Families in Southampton Test are more than £1,670better off when taking out a typical mortgage since Labour came to office, new analysis has found.
A household taking out a new, representative, mortgage on a £260,000 house in December 2025 – the median price in Southampton Test – will pay £1,670a year less than they if they took out an identical mortgage in June 2024, at the time of the election.
This means that families taking out a new mortgage are saving around £140 each month – putting money back in people’s pockets.
These savings have been felt by households in every corner of Southampton Test. If quoted mortgage rates fall by a further 0.5ppts over the coming year, that saving will rise to £2,090.
Following the disastrous Liz Truss mini-budget, two-year fixed mortgage rates shot up to over six per cent in October 2022. That piled misery onto families, adding hundreds of pounds onto their monthly bills when buying a home or remortgaging in the period that followed.
Chancellor Rachel Reeves’ management of the economy since the General Election has meant that interest rates on typical mortgages fell from 5.16% in June 2024 to 3.97% in December 2025.
That stands in stark contrast to the Tories’ catastrophic record which saw the economy crashed and family finances fleeced.
Nigel Farage’s Reform have promised to go further than the Tories’ disastrous policies, splurging billions on unfunded pledges, which risks interest rates rising again, and putting up every mortgage in the country.
The news on mortgages comes alongside a wider package of measures introduced by the Labour government that will give security to and protect the pockets of working people in their living arrangements.
As mortgage holders benefit from reduced costs, the Renters’ Rights Act – coming into force on 1 May 2026 – will see ‘no fault’ evictions banned, and it will become illegal for landlords and letting agents to:
- Increase rent prices more than once a year
- Ask for more than one month’s rent payment in advance
- Pit prospective tenants against one another through rental bidding wars
- Discriminate against potential tenants, because they receive benefits or have children.
Satvir Kaur, MP for Southampton Test, said: “I’m proud that this Labour Government is taking action to bring down the cost of living. By securing cheaper mortgages, we’re putting money back in people’s pockets and helping families across our city.
These figures clearly show that our approach is working, and it’s good to see that progress is being felt not just across the country, but here in Southampton as well.”

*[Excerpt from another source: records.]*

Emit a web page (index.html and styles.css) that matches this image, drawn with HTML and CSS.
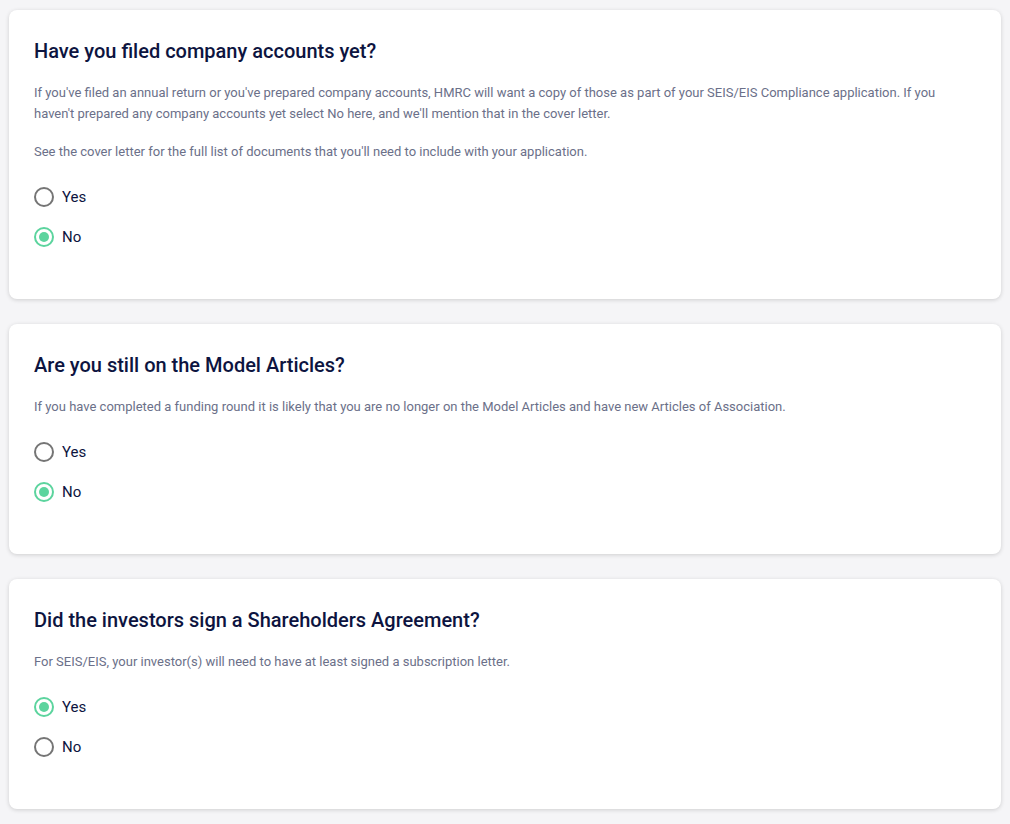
FILE: index.html
```html
<!DOCTYPE html>
<html>
<head>
<meta charset="utf-8">
<link rel="stylesheet" href="styles.css">
</head>
<body>
<main class="page">
  <section class="card">
    <h2 class="title">Have you filed company accounts yet?</h2>
    <p class="desc">If you've filed an annual return or you've prepared company accounts, HMRC will want a copy of those as part of your SEIS/EIS Compliance application. If you haven't prepared any company accounts yet select No here, and we'll mention that in the cover letter.</p>
    <p class="desc">See the cover letter for the full list of documents that you'll need to include with your application.</p>
    <div class="options">
      <label class="option"><span class="radio"></span><span class="label">Yes</span></label>
      <label class="option"><span class="radio checked"></span><span class="label">No</span></label>
    </div>
  </section>
  <section class="card">
    <h2 class="title">Are you still on the Model Articles?</h2>
    <p class="desc">If you have completed a funding round it is likely that you are no longer on the Model Articles and have new Articles of Association.</p>
    <div class="options">
      <label class="option"><span class="radio"></span><span class="label">Yes</span></label>
      <label class="option"><span class="radio checked"></span><span class="label">No</span></label>
    </div>
  </section>
  <section class="card">
    <h2 class="title">Did the investors sign a Shareholders Agreement?</h2>
    <p class="desc">For SEIS/EIS, your investor(s) will need to have at least signed a subscription letter.</p>
    <div class="options">
      <label class="option"><span class="radio checked"></span><span class="label">Yes</span></label>
      <label class="option"><span class="radio"></span><span class="label">No</span></label>
    </div>
  </section>
</main>
</body>
</html>
```
FILE: styles.css
```css
html, body {
  margin: 0;
  padding: 0;
  background: #f5f5f7;
  font-family: Roboto, "Liberation Sans", sans-serif;
}
.page {
  display: flex;
  flex-direction: column;
  gap: 25px;
  padding: 10px 9px 20px 9px;
}
.card {
  background: #ffffff;
  border-radius: 8px;
  box-shadow: 0 1px 4px rgba(0, 0, 0, 0.16);
  padding: 29px 25px 50px 25px;
}
.title {
  margin: 0;
  font-size: 20px;
  line-height: 24px;
  font-weight: 500;
  color: #0d1440;
}
.desc {
  margin: 19px 0 0 0;
  font-size: 13px;
  line-height: 21px;
  color: #6b7089;
}
.desc + .desc {
  margin-top: 17px;
}
.options {
  display: flex;
  flex-direction: column;
  gap: 16px;
  margin-top: 23px;
}
.option {
  display: flex;
  align-items: center;
  gap: 8px;
  height: 24px;
}
.radio {
  width: 20px;
  height: 20px;
  box-sizing: border-box;
  border: 2px solid #757575;
  border-radius: 50%;
  display: inline-flex;
  align-items: center;
  justify-content: center;
}
.radio.checked {
  border-color: #5cd49e;
}
.radio.checked::after {
  content: "";
  width: 10px;
  height: 10px;
  border-radius: 50%;
  background: #5cd49e;
}
.label {
  font-size: 15px;
  color: #0d1440;
}
```
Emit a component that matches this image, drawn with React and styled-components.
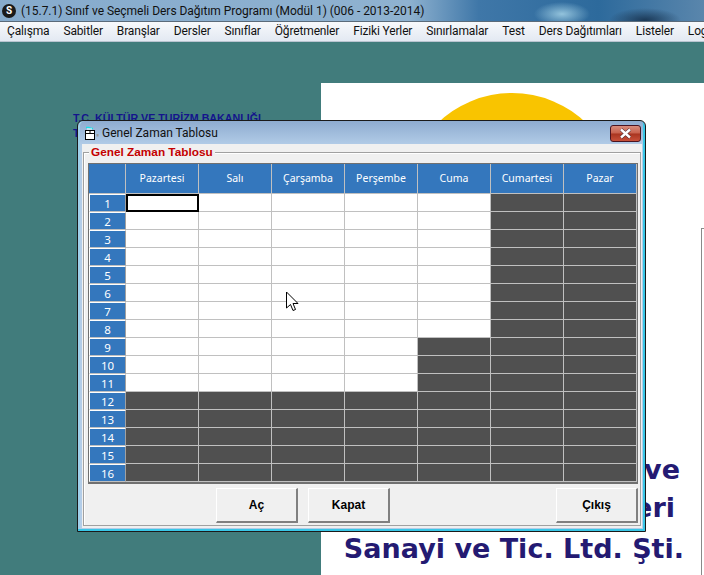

James Murray MP, Labour’s Chief Secretary to the Treasury, said:
“The Tories dealt a hammer blow to family finances when they crashed the economy and sent mortgages, rents and bills soaring.
“Labour is bringing the cost of living down. We’ve stabilised the economy, leading to six interest rate cuts and lower mortgage costs.
“We’re also cutting £150 off average energy bills, freezing rail fares, freezing prescription fees, raising the minimum wage and lifting over half a million children out of poverty. This is the year when working people across Britain will start to feel the benefit of the change Labour is delivering.”
*For the purposes of this calculation, a representative mortgage is assumed to be a new, two year fixed mortgage with a 75% loan to value ratio and a 29 year term. Average mortgage rate data comes from the Bank of England. Median house prices are based on properties sold in the 12 months to March 2025.